_The task_
From the material below, list every line containing "components".

_Records for the task_
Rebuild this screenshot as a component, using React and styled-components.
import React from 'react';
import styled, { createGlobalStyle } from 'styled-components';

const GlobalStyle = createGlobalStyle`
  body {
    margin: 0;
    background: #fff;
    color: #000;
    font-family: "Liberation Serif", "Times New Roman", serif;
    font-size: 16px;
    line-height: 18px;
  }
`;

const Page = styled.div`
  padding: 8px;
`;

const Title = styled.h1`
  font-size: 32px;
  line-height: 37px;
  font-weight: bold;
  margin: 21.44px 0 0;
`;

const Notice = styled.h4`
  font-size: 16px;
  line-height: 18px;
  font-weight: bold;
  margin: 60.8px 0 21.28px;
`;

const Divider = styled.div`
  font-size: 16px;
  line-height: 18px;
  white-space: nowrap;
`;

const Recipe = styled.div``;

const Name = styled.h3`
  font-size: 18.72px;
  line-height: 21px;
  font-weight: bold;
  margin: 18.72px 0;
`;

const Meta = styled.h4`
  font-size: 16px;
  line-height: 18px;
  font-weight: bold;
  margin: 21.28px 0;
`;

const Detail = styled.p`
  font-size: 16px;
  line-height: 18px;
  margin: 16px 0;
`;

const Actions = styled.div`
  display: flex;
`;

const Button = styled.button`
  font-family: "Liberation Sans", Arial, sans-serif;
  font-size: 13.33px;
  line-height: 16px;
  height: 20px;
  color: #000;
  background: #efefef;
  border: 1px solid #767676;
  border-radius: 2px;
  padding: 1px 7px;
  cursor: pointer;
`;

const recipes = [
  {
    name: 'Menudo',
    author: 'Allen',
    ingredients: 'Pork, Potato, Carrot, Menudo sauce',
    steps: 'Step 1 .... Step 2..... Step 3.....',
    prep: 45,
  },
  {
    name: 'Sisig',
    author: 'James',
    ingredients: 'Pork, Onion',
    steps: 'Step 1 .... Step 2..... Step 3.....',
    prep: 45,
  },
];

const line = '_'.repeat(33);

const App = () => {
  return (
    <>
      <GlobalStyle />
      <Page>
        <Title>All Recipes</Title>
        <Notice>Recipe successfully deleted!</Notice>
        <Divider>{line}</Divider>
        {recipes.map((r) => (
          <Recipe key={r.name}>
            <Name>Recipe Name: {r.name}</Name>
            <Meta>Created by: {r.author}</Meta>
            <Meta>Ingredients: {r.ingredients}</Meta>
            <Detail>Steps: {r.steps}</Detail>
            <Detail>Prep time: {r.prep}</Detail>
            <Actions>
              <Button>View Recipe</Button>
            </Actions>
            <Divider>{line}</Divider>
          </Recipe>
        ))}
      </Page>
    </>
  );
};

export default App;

==

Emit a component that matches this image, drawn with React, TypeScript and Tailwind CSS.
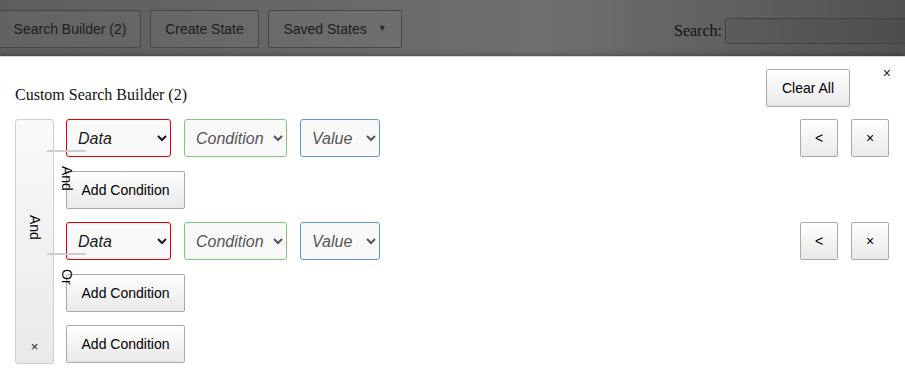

_Response for this exercise_
Rebuild this screenshot as a component, using React and styled-components.
import styled, { createGlobalStyle } from 'styled-components';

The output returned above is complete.